Among them were singer/director Lennie Watts, in his Convention debut, singing “Nothin’ But the Blues.” T. Oliver Reid sang and danced “But Beautiful” and, with a masterful imitation of Louis Armstrong, performed ”Do You Know What It Means to Miss New Orleans?” Marissa Mulder, a rising young star, performed Sondheim’s “With So Little To Be Sure Of.”
Christine Andreas, with her superb voice and acting skills, starred in a moving version of Kern/Hammerstein’s “Bill.” Wayne Hosford created a fast-paced medley of 40 songs, all with ladies’ names, ending with reference to “Julie, that cabaret dame.” Lauren Fox gave an exquisite, moving performance of Kurt Weill/Maxwell Anderson’s “Stay Well,” from Lost InThe Stars.
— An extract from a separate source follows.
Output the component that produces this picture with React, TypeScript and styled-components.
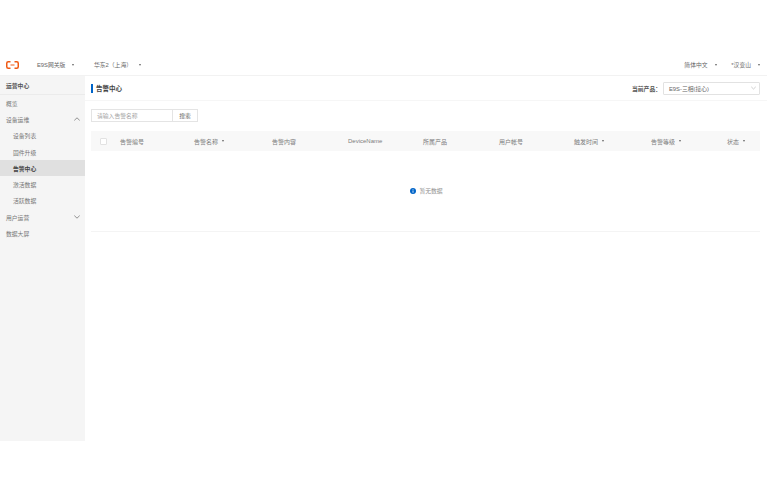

KT Sullivan and her mother, Elizabeth Sullivan, offered a warm duet of Elizabeth’s song. “As Long As We Sing.”
The ever-fabulous Marilyn Maye, with energy that could light Manhattan, sang “I’m Glad There Is You,“ with lyrics tailored to honor Julie, and, as an encore, delivered what could be Marilyn’s own anthem, Sondheim’s “I’m Still Here.” Ann Hampton Callaway, in her trademark act, requested words from the audience to describe Julie, then fashioned them into an original song in her honor. Ann herself was honored with this year’s Mabel Mercer Award.
A surprise guest performer was Holt McCallany, a strong, personable actor and singer – and Julie’s son – singing “That’s Life,” and reading a congratulatory note to Julie from Bill Clinton. Carol Woods was the final formal act, with “Don’t Ask a Lady” and “Here’s to Life.”
The evening ended with a grand finale: the entire cast, reassembled on stage, and joined by the audience, to sing “Happy Birthday” to Julie.